In this section, Peter once again returns to the main theme of this letter, namely to encourage suffering believers to endure trials with patience, looking to Christ for their example and motivation; this patient endurance under trial would cause their persecutors to “.. see [their] good deeds and glorify God on the day of visitation” (1 Peter 2:12). Their goal is not only to keep from sinning under trial, but also to see their persecutors saved. Hence the exhortation in 3:15 “.. always being prepared to make a defense to anyone who asks you for a reason for the hope that is in you.”
In verses 12-16, Peter lovingly exhorts them not to be surprised at the fiery trials that they are facing, but to rejoice instead; and he proceeds to give them 5 reasons why they/we should rejoice in suffering for Christ.
(v.12) Trials are part of God’s plan to strengthen our faith (v.12).
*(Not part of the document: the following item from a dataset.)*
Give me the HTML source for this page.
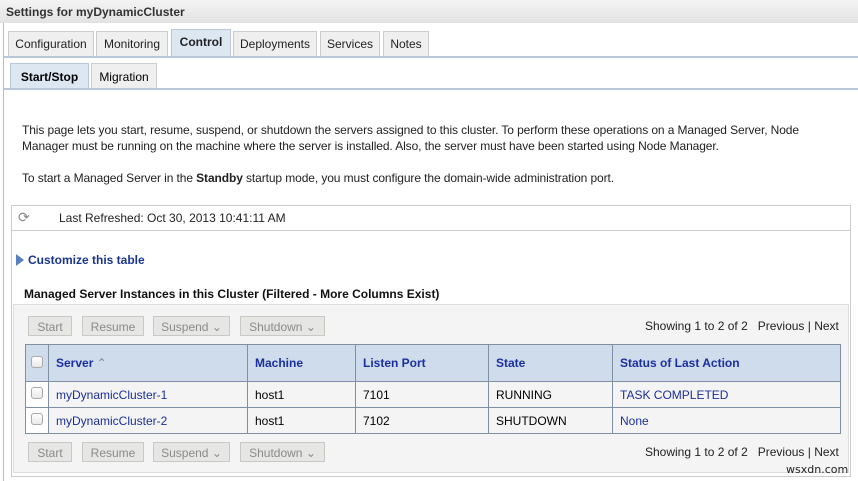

Peter had already mentioned this in 1:6-7, where he said: “In this you rejoice, though now for a little while, if necessary, you have been grieved by various trials, so that the tested genuineness of your faith- more precious than gold that perishes though it is tested by fire…” As gold is refined from its impurities by fire, the same way our faith is tested and purified by trials. True faith will grow and become stronger, while shallow, temporary faith will fail. These trials are not designed for our destruction, but for our growth in grace…
May the Lord help us, by His grace, not to be surprised when persecution comes; but rather to rejoice that we are counted worthy to suffer shame for our blessed Lord.